One of those guys wasn’t so much a teammate as the guy he now reports to again as Tucson’s head coach. Jay Varady, who coached Fasching in both of their first two years in Southern Arizona, spent last season as a Coyotes assistant coach. One of his primary duties: Working with the taxi squad as they practices, often after the main NHL club’s regular skate session.

“He took a strong role in that, so we spent a lot of quality time together,” said Fasching, who’s joked that he and Varady have been following each other up and down for four years now.

“Last year, his mantra was ‘just be ready,’” Varady said. “I thought ‘Fasch’ did a fantastic job at that. If you look at his NHL gams played, he was good. He was good in those games. He did his job. He provided support for the group when it was needed. And that’s what we talked about a lot of the time — just be ready for whatever’s next.”

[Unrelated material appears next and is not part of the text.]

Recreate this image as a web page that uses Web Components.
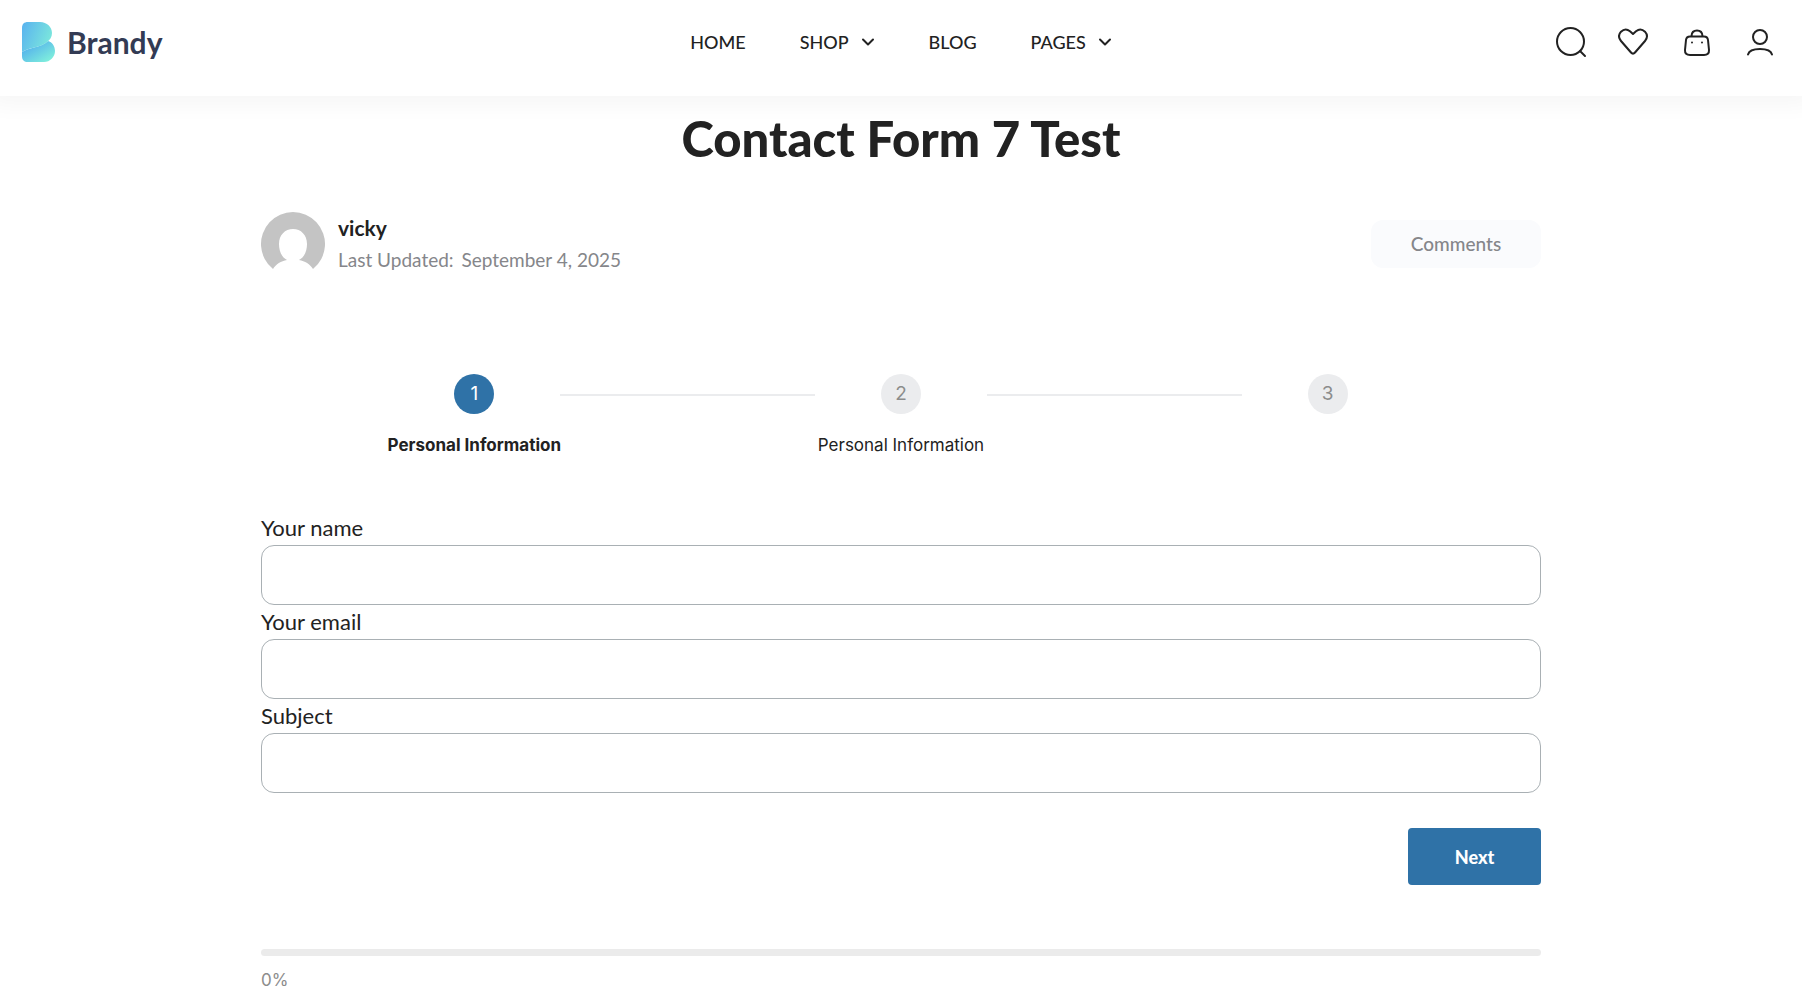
<!DOCTYPE html>
<html lang="en">
<head>
<meta charset="utf-8">
<meta name="viewport" content="width=device-width, initial-scale=1">
<title>Contact Form 7 Test</title>
<style>
  body {
    margin: 0;
    background: #fff;
    color: #222;
    font-family: Lato, "Open Sans", sans-serif;
  }
  main {
    max-width: 1280px;
    margin: 0 auto;
    padding: 12px 24px 8px;
  }
  h1 {
    margin: 0;
    font-size: 49px;
    line-height: 60px;
    font-weight: 900;
    text-align: center;
  }
</style>
</head>
<body>
<site-header></site-header>
<main>
  <h1>Contact Form 7 Test</h1>
  <post-meta author="vicky" date="September 4, 2025"></post-meta>
  <step-list>
    <step-item number="1" active>Personal Information</step-item>
    <step-item number="2">Personal Information</step-item>
    <step-item number="3"></step-item>
  </step-list>
  <contact-form>
    <form-field name="your-name" type="text">Your name</form-field>
    <form-field name="your-email" type="email">Your email</form-field>
    <form-field name="subject" type="text">Subject</form-field>
  </contact-form>
  <form-progress value="0"></form-progress>
</main>

<script>
class SiteHeader extends HTMLElement {
  connectedCallback() {
    this.attachShadow({ mode: 'open' });
    this.shadowRoot.innerHTML = `
      <style>
        :host {
          display: block;
          background: #fff;
          box-shadow: 0 0 20px 10px rgba(0, 0, 0, 0.035);
        }
        header {
          display: grid;
          grid-template-columns: 1fr auto 1fr;
          align-items: center;
          box-sizing: border-box;
          min-height: 96px;
          padding: 0 22px 12px;
        }
        a { color: #222; text-decoration: none; }
        .logo {
          display: flex;
          align-items: center;
          justify-self: start;
          gap: 12px;
          color: #333b54;
          font-size: 30px;
          line-height: 40px;
          font-weight: 700;
        }
        nav { display: flex; gap: 54px; }
        nav a {
          display: flex;
          align-items: center;
          gap: 12px;
          font-size: 18px;
          line-height: 24px;
          font-weight: 500;
        }
        svg { display: block; }
        .actions {
          display: flex;
          justify-self: end;
          gap: 31px;
          padding-right: 4px;
        }
        .line {
          fill: none;
          stroke: #222;
          stroke-width: 2;
          stroke-linecap: round;
          stroke-linejoin: round;
        }
      </style>
      <header>
        <a class="logo" href="#">
          <svg width="33" height="40" viewBox="0 0 33 40" aria-hidden="true">
            <defs>
              <linearGradient id="top" x1="0" y1="0.2" x2="1" y2="0.6">
                <stop offset="0" stop-color="#5bb5ee"/>
                <stop offset="1" stop-color="#7ce8dc"/>
              </linearGradient>
              <linearGradient id="bottom" x1="0.2" y1="0.2" x2="0.9" y2="0.9">
                <stop offset="0" stop-color="#55b2ec"/>
                <stop offset="1" stop-color="#80f0dc"/>
              </linearGradient>
            </defs>
            <path fill="url(#bottom)" d="M0 30C7 25 19 26 26 19C30 20 33 24 33 29C33 35 28 40 22 40H6C2 40 0 38 0 34Z"/>
            <path fill="url(#top)" d="M0 6C0 2 2 0 6 0H18C25 0 30 5 30 11C30 15 28 18 25 20C18 26 7 25 0 30Z"/>
          </svg>
          Brandy
        </a>
        <nav aria-label="Main">
          <a href="#">HOME</a>
          <a href="#">SHOP ${this.chevron()}</a>
          <a href="#">BLOG</a>
          <a href="#">PAGES ${this.chevron()}</a>
        </nav>
        <div class="actions">
          <a href="#" aria-label="Search">
            <svg class="line" width="32" height="32" viewBox="0 0 32 32"><circle cx="15.500" cy="15.500" r="13.500"/><path d="M25 25L30 30"/></svg>
          </a>
          <a href="#" aria-label="Wishlist">
            <svg class="line" width="32" height="32" viewBox="0 0 32 32"><path d="M15 8L12 5.200C9 2.800 5.500 3.200 3 5.700C0.500 8.500 0.500 12 3 15L13 26.500C14.300 28 15.700 28 17 26.500L27 15C29.500 12 29.500 8.500 27 5.700C24.500 3.200 21 2.800 18 5.200Z"/></svg>
          </a>
          <a href="#" aria-label="Cart">
            <svg class="line" width="32" height="32" viewBox="0 0 32 32"><path d="M9 10.500H23C25.500 10.500 26.700 11.500 27 14L28 24C28.200 27.500 26.500 29 23 29H9C5.500 29 3.800 27.500 4 24L5 14C5.300 11.500 6.500 10.500 9 10.500ZM10.500 10C10.700 6.500 12.500 4.500 16 4.500S21.300 6.500 21.500 10"/><path d="M11 16.500V16.510M21 16.500V16.510"/></svg>
          </a>
          <a href="#" aria-label="Account">
            <svg class="line" width="32" height="32" viewBox="0 0 32 32"><circle cx="16" cy="11" r="7"/><path d="M4 28.500C5 24.500 9 23 16 23S27 24.500 28 28.500"/></svg>
          </a>
        </div>
      </header>
    `;
  }

  chevron() {
    return '<svg class="line" width="14" height="10" viewBox="0 0 14 10" aria-hidden="true"><path d="M2 2.500L7 7.500L12 2.500"/></svg>';
  }
}

class PostMeta extends HTMLElement {
  connectedCallback() {
    this.attachShadow({ mode: 'open' });
    this.shadowRoot.innerHTML = `
      <style>
        :host {
          display: flex;
          align-items: center;
          justify-content: space-between;
          margin-top: 44px;
        }
        .author { display: flex; align-items: center; gap: 13px; }
        svg { display: block; }
        strong, span { display: block; line-height: 32px; }
        strong { font-size: 21px; font-weight: 700; }
        span { color: #85868a; font-size: 19px; }
        time { margin-left: 3px; }
        button {
          min-width: 170px;
          height: 48px;
          border: 0;
          border-radius: 12px;
          background: #fafbfd;
          color: #85868a;
          font: 500 19px/24px Lato, sans-serif;
        }
      </style>
      <div class="author">
        <svg width="64" height="64" viewBox="0 0 64 64" aria-hidden="true">
          <path fill="#c4c4c4" d="M12 57A32 32 0 1 1 52 57C49 52 44 49 38 48C44 45 46 38 46 32C46 23 40 17 32 17S18 23 18 32C18 38 20 45 26 48C20 49 15 52 12 57Z"/>
        </svg>
        <div>
          <strong>${this.getAttribute('author')}</strong>
          <span>Last Updated: <time>${this.getAttribute('date')}</time></span>
        </div>
      </div>
      <button type="button">Comments</button>
    `;
  }
}

class StepList extends HTMLElement {
  connectedCallback() {
    this.attachShadow({ mode: 'open' });
    this.setAttribute('role', 'list');
    this.shadowRoot.innerHTML = `
      <style>
        :host {
          display: grid;
          grid-template-columns: repeat(3, 1fr);
          margin-top: 98px;
        }
      </style>
      <slot></slot>
    `;
  }
}

class StepItem extends HTMLElement {
  connectedCallback() {
    this.attachShadow({ mode: 'open' });
    this.setAttribute('role', 'listitem');
    this.shadowRoot.innerHTML = `
      <style>
        :host {
          display: block;
          font-family: Inter, sans-serif;
          font-size: 17px;
          line-height: 24px;
          text-align: center;
        }
        .marker {
          display: grid;
          grid-template-columns: 1fr 40px 1fr;
          align-items: center;
        }
        .circle {
          grid-column: 2;
          border-radius: 50%;
          background: #ebecee;
          color: #8c8c8c;
          font-size: 19px;
          line-height: 40px;
        }
        /* runs across the border between two steps */
        .line {
          height: 2px;
          margin: 2px -66% 0 34%;
          background: #ebecee;
        }
        :host(:last-child) .line { display: none; }
        .label { min-height: 24px; margin-top: 19px; }
        :host([active]) .circle { background: #2f72a7; color: #fff; }
        :host([active]) .label { font-weight: 700; }
      </style>
      <div class="marker">
        <div class="circle">${this.getAttribute('number')}</div>
        <div class="line"></div>
      </div>
      <div class="label"><slot></slot></div>
    `;
  }
}

class FormField extends HTMLElement {
  connectedCallback() {
    this.attachShadow({ mode: 'open' });
    const name = this.getAttribute('name');
    this.shadowRoot.innerHTML = `
      <style>
        :host { display: block; }
        label {
          display: block;
          font-size: 22px;
          line-height: 34px;
        }
        input {
          display: block;
          box-sizing: border-box;
          width: 100%;
          height: 60px;
          padding: 0 20px;
          border: 1px solid #a9b0b4;
          border-radius: 13px;
          background: #fff;
          color: inherit;
          font: inherit;
          font-size: 20px;
        }
      </style>
      <label for="${name}"><slot></slot></label>
      <input id="${name}" name="${name}" type="${this.getAttribute('type')}">
    `;
  }
}

class ContactForm extends HTMLElement {
  connectedCallback() {
    this.attachShadow({ mode: 'open' });
    this.shadowRoot.innerHTML = `
      <style>
        :host { display: block; margin-top: 54px; }
        form { display: flex; flex-direction: column; }
        button {
          align-self: flex-end;
          min-width: 133px;
          height: 57px;
          margin-top: 35px;
          border: 0;
          border-radius: 4px;
          background: #2f72a7;
          color: #fff;
          font: 900 18px/24px Lato, sans-serif;
        }
      </style>
      <form>
        <slot></slot>
        <button type="button">Next</button>
      </form>
    `;
  }
}

class FormProgress extends HTMLElement {
  connectedCallback() {
    this.attachShadow({ mode: 'open' });
    const value = this.getAttribute('value');
    this.shadowRoot.innerHTML = `
      <style>
        :host {
          display: block;
          margin-top: 64px;
          color: #8c8c8c;
          font-family: Inter, sans-serif;
          font-size: 17px;
          line-height: 24px;
        }
        .track {
          height: 7px;
          margin-bottom: 12px;
          border-radius: 4px;
          background: #ebebeb;
          overflow: hidden;
        }
        .fill { width: ${value}%; height: 100%; background: #2f72a7; }
      </style>
      <div class="track" role="progressbar" aria-label="Form progress" aria-valuenow="${value}">
        <div class="fill"></div>
      </div>
      ${value}%
    `;
  }
}

customElements.define('site-header', SiteHeader);
customElements.define('post-meta', PostMeta);
customElements.define('step-list', StepList);
customElements.define('step-item', StepItem);
customElements.define('form-field', FormField);
customElements.define('contact-form', ContactForm);
customElements.define('form-progress', FormProgress);
</script>
</body>
</html>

While Fasching has been a consistent offensive — he ranks third on the Roadrunners’ career goal-scoring list at 39, and likely will finish the season in the top four in all-time club point production — Varady thinks Saturday’s could help Fasching make another great leap. Tucson (3-3-0-0) takes on the Henderson Silver Knights (3-2-1-0) Friday in Las Vegas.

“An example that we’ve have first-hand where you never know when it’s going to be your time — Michael Bunting,” Varady said, mentioning the longtime Roadrunners fan-favorite and scoring leader who broke out last season with the Coyotes in a midseason recall before signing with the Toronto Maple Leafs this offseason. “Michael Bunting just stayed with it. He kept finding a way. … his time came later than others, and here he is, on a one-way contract.

“That’s encouraging, and maybe a timing thing,”

Varady said usually for players like Bunting, sixth-year Roadrunners Dysin Mayo or Fasching, there’s one or two parts of their game that they need to develop to get that next look. Varaday said he’s seeing Fasching grow into more of a leader right now — and that was apparent Saturday.

“I think he felt responsibility. I think that’s why his performance was good on Saturday,” Varady said. “He wanted to make sure the team played the right way, and he did a lot of things himself to make that happen. That’s what leaders do.”